"""
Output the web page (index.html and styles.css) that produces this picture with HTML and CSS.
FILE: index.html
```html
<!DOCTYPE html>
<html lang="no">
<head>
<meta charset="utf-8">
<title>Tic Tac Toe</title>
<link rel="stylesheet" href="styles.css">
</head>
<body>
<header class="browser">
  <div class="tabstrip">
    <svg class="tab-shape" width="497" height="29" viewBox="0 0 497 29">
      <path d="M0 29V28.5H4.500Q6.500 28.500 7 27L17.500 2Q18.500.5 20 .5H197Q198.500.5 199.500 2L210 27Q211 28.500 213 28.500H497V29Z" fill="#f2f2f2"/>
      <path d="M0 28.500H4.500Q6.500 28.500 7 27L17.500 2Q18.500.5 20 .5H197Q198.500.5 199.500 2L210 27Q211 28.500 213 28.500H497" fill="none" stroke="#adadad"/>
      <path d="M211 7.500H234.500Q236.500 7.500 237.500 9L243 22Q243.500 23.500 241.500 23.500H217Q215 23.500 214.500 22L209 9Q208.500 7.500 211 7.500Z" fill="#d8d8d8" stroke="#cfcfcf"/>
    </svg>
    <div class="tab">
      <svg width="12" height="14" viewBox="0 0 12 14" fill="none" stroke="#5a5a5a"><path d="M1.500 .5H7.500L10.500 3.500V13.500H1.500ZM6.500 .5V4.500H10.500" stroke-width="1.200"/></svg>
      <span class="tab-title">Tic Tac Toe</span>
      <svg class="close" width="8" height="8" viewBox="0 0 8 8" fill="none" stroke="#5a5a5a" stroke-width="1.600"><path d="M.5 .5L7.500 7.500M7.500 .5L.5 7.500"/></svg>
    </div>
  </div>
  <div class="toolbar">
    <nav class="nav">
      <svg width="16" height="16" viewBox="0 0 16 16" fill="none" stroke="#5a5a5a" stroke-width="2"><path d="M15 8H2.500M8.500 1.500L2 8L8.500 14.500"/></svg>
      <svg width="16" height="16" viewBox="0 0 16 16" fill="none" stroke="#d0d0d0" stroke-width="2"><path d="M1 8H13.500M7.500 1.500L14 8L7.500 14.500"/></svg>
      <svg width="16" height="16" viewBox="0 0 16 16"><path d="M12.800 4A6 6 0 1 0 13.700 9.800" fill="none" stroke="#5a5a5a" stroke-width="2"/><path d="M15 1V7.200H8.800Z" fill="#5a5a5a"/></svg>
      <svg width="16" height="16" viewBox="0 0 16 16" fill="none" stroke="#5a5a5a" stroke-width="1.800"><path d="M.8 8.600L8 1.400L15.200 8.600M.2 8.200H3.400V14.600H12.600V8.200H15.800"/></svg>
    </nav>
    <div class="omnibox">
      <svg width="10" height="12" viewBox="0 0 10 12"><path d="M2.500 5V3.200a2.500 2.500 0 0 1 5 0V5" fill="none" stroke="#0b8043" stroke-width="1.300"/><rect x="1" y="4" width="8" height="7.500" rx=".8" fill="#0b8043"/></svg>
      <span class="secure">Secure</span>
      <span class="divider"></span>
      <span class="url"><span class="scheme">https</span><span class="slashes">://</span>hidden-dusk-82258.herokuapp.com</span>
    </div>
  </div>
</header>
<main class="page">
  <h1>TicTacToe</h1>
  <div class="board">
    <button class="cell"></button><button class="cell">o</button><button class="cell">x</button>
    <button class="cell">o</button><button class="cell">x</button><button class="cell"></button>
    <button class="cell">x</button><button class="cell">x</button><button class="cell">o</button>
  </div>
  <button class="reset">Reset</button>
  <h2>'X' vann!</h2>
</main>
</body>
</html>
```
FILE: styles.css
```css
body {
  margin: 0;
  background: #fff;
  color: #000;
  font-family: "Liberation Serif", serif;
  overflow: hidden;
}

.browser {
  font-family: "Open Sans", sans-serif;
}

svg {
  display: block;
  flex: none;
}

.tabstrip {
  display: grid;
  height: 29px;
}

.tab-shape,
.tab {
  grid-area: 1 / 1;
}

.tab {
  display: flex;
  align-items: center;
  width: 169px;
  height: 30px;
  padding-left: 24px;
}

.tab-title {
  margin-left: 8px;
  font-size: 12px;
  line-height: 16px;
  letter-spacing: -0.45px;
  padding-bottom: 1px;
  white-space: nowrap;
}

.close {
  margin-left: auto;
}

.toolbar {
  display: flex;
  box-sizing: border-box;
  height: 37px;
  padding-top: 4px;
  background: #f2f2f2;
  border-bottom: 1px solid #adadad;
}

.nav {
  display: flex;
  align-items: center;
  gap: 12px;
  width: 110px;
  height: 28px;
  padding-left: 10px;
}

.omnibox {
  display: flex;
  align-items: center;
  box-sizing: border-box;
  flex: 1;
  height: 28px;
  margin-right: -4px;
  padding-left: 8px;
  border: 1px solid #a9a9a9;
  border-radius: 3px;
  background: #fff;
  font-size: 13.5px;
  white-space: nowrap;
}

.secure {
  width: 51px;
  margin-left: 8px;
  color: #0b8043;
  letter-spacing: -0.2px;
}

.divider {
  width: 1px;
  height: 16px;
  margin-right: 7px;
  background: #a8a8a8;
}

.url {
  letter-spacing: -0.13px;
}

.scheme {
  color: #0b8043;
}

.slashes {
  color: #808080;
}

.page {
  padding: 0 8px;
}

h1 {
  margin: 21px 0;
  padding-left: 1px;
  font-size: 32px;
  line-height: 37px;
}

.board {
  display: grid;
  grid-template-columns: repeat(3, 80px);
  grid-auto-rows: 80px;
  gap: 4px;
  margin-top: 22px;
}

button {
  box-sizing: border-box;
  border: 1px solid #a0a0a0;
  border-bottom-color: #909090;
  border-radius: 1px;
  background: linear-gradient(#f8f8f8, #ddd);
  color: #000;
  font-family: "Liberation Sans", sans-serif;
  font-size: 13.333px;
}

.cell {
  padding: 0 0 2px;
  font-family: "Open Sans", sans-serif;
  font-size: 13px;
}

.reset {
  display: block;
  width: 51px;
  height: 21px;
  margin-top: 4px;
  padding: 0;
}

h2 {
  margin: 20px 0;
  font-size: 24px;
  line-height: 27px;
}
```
"""
"""
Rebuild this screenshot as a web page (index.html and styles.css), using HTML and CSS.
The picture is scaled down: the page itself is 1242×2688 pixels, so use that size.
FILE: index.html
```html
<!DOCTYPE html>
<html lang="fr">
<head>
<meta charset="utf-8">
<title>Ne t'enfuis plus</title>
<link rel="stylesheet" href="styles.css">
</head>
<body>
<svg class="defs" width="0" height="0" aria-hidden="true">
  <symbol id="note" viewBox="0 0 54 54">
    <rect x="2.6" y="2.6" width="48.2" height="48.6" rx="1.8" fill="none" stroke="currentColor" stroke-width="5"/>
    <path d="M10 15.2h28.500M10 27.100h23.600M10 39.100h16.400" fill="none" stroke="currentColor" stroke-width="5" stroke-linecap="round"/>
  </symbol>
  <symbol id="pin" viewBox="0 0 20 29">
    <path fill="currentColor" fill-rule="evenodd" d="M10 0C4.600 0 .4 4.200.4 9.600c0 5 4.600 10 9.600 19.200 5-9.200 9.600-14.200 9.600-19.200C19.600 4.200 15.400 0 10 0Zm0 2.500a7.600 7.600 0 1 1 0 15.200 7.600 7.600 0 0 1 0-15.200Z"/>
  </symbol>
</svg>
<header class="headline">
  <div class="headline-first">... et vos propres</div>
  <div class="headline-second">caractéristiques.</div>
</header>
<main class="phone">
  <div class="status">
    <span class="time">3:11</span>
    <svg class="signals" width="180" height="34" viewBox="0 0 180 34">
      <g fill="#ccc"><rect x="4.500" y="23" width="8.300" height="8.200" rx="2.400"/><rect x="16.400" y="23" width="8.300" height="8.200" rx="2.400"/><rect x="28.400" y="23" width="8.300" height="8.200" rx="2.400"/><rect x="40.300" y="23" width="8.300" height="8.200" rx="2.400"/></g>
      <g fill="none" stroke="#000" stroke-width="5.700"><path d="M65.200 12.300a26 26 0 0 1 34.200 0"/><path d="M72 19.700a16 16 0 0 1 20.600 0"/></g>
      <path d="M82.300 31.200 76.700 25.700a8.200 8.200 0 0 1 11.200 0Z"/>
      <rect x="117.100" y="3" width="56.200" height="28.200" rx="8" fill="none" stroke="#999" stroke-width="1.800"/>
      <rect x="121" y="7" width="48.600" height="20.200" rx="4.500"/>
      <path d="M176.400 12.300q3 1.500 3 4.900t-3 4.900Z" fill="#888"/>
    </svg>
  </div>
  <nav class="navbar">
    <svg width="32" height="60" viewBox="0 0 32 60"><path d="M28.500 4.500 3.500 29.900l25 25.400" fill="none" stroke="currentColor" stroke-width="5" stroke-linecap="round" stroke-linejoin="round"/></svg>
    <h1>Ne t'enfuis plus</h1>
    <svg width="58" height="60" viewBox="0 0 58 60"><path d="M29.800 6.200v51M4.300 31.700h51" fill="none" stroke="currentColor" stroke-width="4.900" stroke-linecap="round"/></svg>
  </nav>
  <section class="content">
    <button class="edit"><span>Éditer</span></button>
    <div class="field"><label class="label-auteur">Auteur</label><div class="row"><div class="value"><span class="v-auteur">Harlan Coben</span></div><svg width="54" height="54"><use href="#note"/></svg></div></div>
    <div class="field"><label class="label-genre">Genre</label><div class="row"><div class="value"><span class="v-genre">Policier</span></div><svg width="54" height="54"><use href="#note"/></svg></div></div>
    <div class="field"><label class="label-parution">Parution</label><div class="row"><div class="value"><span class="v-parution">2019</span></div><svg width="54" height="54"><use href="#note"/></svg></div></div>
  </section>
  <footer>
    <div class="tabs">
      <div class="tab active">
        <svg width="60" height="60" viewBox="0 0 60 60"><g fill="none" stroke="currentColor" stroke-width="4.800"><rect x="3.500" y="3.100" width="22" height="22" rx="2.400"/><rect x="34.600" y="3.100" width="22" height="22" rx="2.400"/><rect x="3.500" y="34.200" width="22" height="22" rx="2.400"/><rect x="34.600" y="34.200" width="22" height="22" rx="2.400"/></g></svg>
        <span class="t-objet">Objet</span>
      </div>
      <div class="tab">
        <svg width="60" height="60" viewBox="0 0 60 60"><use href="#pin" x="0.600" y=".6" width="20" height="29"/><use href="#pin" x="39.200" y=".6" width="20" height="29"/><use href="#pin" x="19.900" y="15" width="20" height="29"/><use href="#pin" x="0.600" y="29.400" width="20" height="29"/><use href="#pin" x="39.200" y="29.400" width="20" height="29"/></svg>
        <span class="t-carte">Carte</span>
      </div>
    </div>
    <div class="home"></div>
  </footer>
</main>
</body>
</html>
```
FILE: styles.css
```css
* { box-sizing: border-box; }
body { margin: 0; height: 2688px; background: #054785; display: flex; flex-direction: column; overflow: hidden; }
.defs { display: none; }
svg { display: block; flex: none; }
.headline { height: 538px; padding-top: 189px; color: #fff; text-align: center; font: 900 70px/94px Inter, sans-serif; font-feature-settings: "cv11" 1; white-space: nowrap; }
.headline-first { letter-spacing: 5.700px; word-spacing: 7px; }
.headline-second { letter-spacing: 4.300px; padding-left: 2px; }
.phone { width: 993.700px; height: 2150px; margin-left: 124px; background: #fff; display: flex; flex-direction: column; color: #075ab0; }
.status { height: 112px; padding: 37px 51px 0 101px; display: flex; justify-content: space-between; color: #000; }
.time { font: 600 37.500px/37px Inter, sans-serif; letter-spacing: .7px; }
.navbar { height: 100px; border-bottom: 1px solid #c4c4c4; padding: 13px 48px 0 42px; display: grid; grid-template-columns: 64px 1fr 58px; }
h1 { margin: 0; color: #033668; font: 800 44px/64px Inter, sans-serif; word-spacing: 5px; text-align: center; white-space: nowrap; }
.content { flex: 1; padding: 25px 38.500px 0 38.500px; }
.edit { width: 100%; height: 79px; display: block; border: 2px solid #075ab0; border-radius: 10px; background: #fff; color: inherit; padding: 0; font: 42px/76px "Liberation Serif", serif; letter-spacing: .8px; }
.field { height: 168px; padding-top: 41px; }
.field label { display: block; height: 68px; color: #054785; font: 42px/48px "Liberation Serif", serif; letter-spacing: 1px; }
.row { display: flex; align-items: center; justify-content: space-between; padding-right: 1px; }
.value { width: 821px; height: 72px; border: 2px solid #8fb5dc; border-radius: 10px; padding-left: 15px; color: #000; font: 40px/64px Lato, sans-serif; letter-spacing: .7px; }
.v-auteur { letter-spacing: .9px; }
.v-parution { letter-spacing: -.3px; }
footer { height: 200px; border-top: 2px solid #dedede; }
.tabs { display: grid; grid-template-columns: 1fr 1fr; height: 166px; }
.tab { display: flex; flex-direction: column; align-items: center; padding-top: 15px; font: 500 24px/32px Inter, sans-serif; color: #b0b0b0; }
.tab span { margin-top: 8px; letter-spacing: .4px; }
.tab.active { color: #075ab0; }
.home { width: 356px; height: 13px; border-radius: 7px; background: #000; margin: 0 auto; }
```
"""
Count the lines in the records above that hold the word "picture", and give only that number.

2